#### [The exercise]
Please set down all the lines beneath this one exactly, without the pictures.

#### [Material]
⟨
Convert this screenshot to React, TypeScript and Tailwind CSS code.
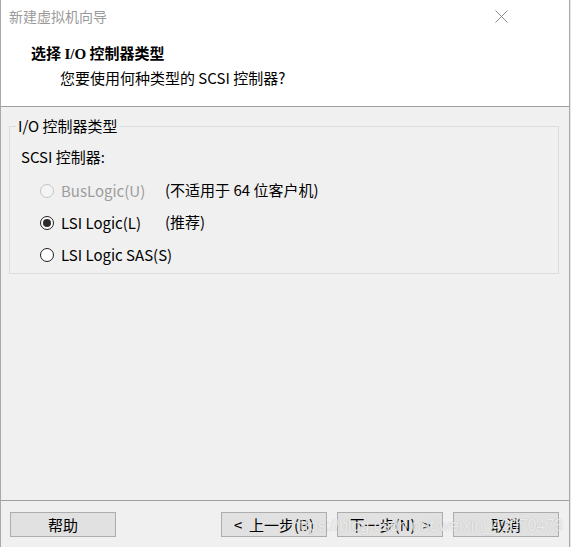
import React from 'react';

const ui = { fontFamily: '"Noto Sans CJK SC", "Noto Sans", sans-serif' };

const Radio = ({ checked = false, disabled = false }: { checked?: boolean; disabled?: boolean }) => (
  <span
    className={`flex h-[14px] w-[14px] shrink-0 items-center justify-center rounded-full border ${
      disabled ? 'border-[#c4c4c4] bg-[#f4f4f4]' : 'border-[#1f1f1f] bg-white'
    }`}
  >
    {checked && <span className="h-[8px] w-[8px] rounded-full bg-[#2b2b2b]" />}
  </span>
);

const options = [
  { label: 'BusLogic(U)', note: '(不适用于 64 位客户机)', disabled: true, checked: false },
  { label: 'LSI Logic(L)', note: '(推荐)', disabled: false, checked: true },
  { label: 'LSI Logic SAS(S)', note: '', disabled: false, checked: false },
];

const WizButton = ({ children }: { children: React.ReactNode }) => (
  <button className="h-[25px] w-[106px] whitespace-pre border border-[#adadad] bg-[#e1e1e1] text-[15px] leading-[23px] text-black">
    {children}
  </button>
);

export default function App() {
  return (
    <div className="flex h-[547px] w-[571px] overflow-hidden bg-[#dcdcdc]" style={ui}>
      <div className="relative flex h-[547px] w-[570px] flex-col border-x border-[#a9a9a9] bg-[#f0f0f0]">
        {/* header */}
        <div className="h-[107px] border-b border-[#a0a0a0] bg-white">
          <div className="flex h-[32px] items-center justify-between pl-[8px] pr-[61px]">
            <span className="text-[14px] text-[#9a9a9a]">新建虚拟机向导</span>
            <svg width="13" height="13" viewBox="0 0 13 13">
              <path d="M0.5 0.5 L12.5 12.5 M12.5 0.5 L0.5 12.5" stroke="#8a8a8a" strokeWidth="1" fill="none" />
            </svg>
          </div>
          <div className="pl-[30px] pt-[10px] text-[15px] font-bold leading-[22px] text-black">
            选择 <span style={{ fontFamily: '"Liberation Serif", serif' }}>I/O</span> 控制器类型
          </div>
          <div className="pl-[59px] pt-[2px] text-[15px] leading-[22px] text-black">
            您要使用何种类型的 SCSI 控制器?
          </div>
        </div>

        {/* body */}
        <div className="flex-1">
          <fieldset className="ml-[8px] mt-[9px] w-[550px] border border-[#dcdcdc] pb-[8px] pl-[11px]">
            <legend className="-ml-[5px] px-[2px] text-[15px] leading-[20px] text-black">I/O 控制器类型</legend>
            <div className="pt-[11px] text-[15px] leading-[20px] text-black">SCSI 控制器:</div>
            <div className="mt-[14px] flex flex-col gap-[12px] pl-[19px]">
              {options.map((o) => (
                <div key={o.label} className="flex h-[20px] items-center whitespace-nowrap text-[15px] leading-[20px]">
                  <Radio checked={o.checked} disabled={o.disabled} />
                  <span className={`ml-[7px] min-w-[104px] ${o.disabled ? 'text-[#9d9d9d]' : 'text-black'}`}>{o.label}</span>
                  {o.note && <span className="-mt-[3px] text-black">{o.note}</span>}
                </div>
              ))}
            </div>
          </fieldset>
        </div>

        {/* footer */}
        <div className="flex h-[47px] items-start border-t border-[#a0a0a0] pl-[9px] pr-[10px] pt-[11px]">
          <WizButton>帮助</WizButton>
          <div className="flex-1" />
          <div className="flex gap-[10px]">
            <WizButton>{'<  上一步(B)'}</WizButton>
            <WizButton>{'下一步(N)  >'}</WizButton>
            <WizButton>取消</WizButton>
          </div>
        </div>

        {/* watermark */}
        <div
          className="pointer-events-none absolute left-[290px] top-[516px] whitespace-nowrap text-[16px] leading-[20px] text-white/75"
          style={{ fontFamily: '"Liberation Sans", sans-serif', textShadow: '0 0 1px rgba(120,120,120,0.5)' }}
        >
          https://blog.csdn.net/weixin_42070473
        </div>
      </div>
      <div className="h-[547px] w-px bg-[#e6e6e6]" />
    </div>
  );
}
⟩
#### [Exercise answer]
Convert this screenshot to React, TypeScript and Tailwind CSS code.
import React from 'react';

const ui = { fontFamily: '"Noto Sans CJK SC", "Noto Sans", sans-serif' };

const Radio = ({ checked = false, disabled = false }: { checked?: boolean; disabled?: boolean }) => (
  <span
    className={`flex h-[14px] w-[14px] shrink-0 items-center justify-center rounded-full border ${
      disabled ? 'border-[#c4c4c4] bg-[#f4f4f4]' : 'border-[#1f1f1f] bg-white'
    }`}
  >
    {checked && <span className="h-[8px] w-[8px] rounded-full bg-[#2b2b2b]" />}
  </span>
);

const options = [
  { label: 'BusLogic(U)', note: '(不适用于 64 位客户机)', disabled: true, checked: false },
  { label: 'LSI Logic(L)', note: '(推荐)', disabled: false, checked: true },
  { label: 'LSI Logic SAS(S)', note: '', disabled: false, checked: false },
];

const WizButton = ({ children }: { children: React.ReactNode }) => (
  <button className="h-[25px] w-[106px] whitespace-pre border border-[#adadad] bg-[#e1e1e1] text-[15px] leading-[23px] text-black">
    {children}
  </button>
);

export default function App() {
  return (
    <div className="flex h-[547px] w-[571px] overflow-hidden bg-[#dcdcdc]" style={ui}>
      <div className="relative flex h-[547px] w-[570px] flex-col border-x border-[#a9a9a9] bg-[#f0f0f0]">
        {/* header */}
        <div className="h-[107px] border-b border-[#a0a0a0] bg-white">
          <div className="flex h-[32px] items-center justify-between pl-[8px] pr-[61px]">
            <span className="text-[14px] text-[#9a9a9a]">新建虚拟机向导</span>
            <svg width="13" height="13" viewBox="0 0 13 13">
              <path d="M0.5 0.5 L12.5 12.5 M12.5 0.5 L0.5 12.5" stroke="#8a8a8a" strokeWidth="1" fill="none" />
            </svg>
          </div>
          <div className="pl-[30px] pt-[10px] text-[15px] font-bold leading-[22px] text-black">
            选择 <span style={{ fontFamily: '"Liberation Serif", serif' }}>I/O</span> 控制器类型
          </div>
          <div className="pl-[59px] pt-[2px] text-[15px] leading-[22px] text-black">
            您要使用何种类型的 SCSI 控制器?
          </div>
        </div>

        {/* body */}
        <div className="flex-1">
          <fieldset className="ml-[8px] mt-[9px] w-[550px] border border-[#dcdcdc] pb-[8px] pl-[11px]">
            <legend className="-ml-[5px] px-[2px] text-[15px] leading-[20px] text-black">I/O 控制器类型</legend>
            <div className="pt-[11px] text-[15px] leading-[20px] text-black">SCSI 控制器:</div>
            <div className="mt-[14px] flex flex-col gap-[12px] pl-[19px]">
              {options.map((o) => (
                <div key={o.label} className="flex h-[20px] items-center whitespace-nowrap text-[15px] leading-[20px]">
                  <Radio checked={o.checked} disabled={o.disabled} />
                  <span className={`ml-[7px] min-w-[104px] ${o.disabled ? 'text-[#9d9d9d]' : 'text-black'}`}>{o.label}</span>
                  {o.note && <span className="-mt-[3px] text-black">{o.note}</span>}
                </div>
              ))}
            </div>
          </fieldset>
        </div>

        {/* footer */}
        <div className="flex h-[47px] items-start border-t border-[#a0a0a0] pl-[9px] pr-[10px] pt-[11px]">
          <WizButton>帮助</WizButton>
          <div className="flex-1" />
          <div className="flex gap-[10px]">
            <WizButton>{'<  上一步(B)'}</WizButton>
            <WizButton>{'下一步(N)  >'}</WizButton>
            <WizButton>取消</WizButton>
          </div>
        </div>

        {/* watermark */}
        <div
          className="pointer-events-none absolute left-[290px] top-[516px] whitespace-nowrap text-[16px] leading-[20px] text-white/75"
          style={{ fontFamily: '"Liberation Sans", sans-serif', textShadow: '0 0 1px rgba(120,120,120,0.5)' }}
        >
          https://blog.csdn.net/weixin_42070473
        </div>
      </div>
      <div className="h-[547px] w-px bg-[#e6e6e6]" />
    </div>
  );
}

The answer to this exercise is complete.